## STATED EXERCISE
With the pictures left out, copy the listing below exactly.

## RECORDED INFORMATION
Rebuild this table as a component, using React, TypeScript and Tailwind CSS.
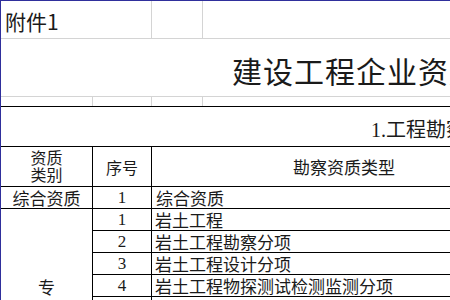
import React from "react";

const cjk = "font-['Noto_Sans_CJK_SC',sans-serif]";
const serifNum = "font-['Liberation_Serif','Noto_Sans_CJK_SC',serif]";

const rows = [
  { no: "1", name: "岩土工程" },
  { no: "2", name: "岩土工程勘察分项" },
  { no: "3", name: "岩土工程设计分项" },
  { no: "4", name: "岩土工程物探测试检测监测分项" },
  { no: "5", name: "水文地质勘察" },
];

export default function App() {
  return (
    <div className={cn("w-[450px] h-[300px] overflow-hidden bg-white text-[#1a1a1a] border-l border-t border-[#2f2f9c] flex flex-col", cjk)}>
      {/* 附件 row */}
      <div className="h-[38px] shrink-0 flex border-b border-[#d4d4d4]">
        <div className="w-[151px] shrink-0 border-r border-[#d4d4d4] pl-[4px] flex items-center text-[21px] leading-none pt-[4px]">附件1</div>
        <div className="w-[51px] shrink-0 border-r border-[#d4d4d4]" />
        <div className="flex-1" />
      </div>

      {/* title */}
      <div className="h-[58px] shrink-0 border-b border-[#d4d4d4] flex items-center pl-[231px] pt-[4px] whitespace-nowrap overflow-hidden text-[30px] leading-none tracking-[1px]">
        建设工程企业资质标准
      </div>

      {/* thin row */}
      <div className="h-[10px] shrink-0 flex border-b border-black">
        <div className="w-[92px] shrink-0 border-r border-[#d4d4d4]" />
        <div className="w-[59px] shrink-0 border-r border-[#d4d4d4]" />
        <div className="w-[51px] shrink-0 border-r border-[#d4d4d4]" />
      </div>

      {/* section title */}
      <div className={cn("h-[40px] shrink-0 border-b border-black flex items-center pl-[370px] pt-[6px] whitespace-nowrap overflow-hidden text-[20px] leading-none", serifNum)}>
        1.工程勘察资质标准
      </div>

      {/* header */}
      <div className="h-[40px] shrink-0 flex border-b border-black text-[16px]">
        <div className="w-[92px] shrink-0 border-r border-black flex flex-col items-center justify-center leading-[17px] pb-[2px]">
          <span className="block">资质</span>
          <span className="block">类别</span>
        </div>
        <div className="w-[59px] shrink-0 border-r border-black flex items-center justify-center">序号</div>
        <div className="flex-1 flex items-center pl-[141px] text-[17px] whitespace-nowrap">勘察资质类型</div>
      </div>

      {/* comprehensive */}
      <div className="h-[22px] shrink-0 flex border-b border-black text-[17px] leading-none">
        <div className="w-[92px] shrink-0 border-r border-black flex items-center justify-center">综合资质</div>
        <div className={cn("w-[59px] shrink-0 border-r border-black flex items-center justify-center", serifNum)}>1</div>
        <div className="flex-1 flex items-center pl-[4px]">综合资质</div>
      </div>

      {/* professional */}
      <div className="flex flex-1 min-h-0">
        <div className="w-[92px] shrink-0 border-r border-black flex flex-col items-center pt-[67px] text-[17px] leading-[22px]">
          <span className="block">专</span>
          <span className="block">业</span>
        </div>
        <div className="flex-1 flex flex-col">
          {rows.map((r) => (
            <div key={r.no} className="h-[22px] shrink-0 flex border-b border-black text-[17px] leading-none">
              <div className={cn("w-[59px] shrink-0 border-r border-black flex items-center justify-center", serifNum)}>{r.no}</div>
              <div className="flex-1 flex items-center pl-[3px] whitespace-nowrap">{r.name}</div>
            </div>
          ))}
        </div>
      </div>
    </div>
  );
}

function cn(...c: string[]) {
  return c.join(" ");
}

## ANSWER TO THE TASK
Rebuild this table as a component, using React, TypeScript and Tailwind CSS.
import React from "react";

const cjk = "font-['Noto_Sans_CJK_SC',sans-serif]";
const serifNum = "font-['Liberation_Serif','Noto_Sans_CJK_SC',serif]";

const rows = [
  { no: "1", name: "岩土工程" },
  { no: "2", name: "岩土工程勘察分项" },
  { no: "3", name: "岩土工程设计分项" },
  { no: "4", name: "岩土工程物探测试检测监测分项" },
  { no: "5", name: "水文地质勘察" },
];

export default function App() {
  return (
    <div className={cn("w-[450px] h-[300px] overflow-hidden bg-white text-[#1a1a1a] border-l border-t border-[#2f2f9c] flex flex-col", cjk)}>
      {/* 附件 row */}
      <div className="h-[38px] shrink-0 flex border-b border-[#d4d4d4]">
        <div className="w-[151px] shrink-0 border-r border-[#d4d4d4] pl-[4px] flex items-center text-[21px] leading-none pt-[4px]">附件1</div>
        <div className="w-[51px] shrink-0 border-r border-[#d4d4d4]" />
        <div className="flex-1" />
      </div>

      {/* title */}
      <div className="h-[58px] shrink-0 border-b border-[#d4d4d4] flex items-center pl-[231px] pt-[4px] whitespace-nowrap overflow-hidden text-[30px] leading-none tracking-[1px]">
        建设工程企业资质标准
      </div>

      {/* thin row */}
      <div className="h-[10px] shrink-0 flex border-b border-black">
        <div className="w-[92px] shrink-0 border-r border-[#d4d4d4]" />
        <div className="w-[59px] shrink-0 border-r border-[#d4d4d4]" />
        <div className="w-[51px] shrink-0 border-r border-[#d4d4d4]" />
      </div>

      {/* section title */}
      <div className={cn("h-[40px] shrink-0 border-b border-black flex items-center pl-[370px] pt-[6px] whitespace-nowrap overflow-hidden text-[20px] leading-none", serifNum)}>
        1.工程勘察资质标准
      </div>

      {/* header */}
      <div className="h-[40px] shrink-0 flex border-b border-black text-[16px]">
        <div className="w-[92px] shrink-0 border-r border-black flex flex-col items-center justify-center leading-[17px] pb-[2px]">
          <span className="block">资质</span>
          <span className="block">类别</span>
        </div>
        <div className="w-[59px] shrink-0 border-r border-black flex items-center justify-center">序号</div>
        <div className="flex-1 flex items-center pl-[141px] text-[17px] whitespace-nowrap">勘察资质类型</div>
      </div>

      {/* comprehensive */}
      <div className="h-[22px] shrink-0 flex border-b border-black text-[17px] leading-none">
        <div className="w-[92px] shrink-0 border-r border-black flex items-center justify-center">综合资质</div>
        <div className={cn("w-[59px] shrink-0 border-r border-black flex items-center justify-center", serifNum)}>1</div>
        <div className="flex-1 flex items-center pl-[4px]">综合资质</div>
      </div>

      {/* professional */}
      <div className="flex flex-1 min-h-0">
        <div className="w-[92px] shrink-0 border-r border-black flex flex-col items-center pt-[67px] text-[17px] leading-[22px]">
          <span className="block">专</span>
          <span className="block">业</span>
        </div>
        <div className="flex-1 flex flex-col">
          {rows.map((r) => (
            <div key={r.no} className="h-[22px] shrink-0 flex border-b border-black text-[17px] leading-none">
              <div className={cn("w-[59px] shrink-0 border-r border-black flex items-center justify-center", serifNum)}>{r.no}</div>
              <div className="flex-1 flex items-center pl-[3px] whitespace-nowrap">{r.name}</div>
            </div>
          ))}
        </div>
      </div>
    </div>
  );
}

function cn(...c: string[]) {
  return c.join(" ");
}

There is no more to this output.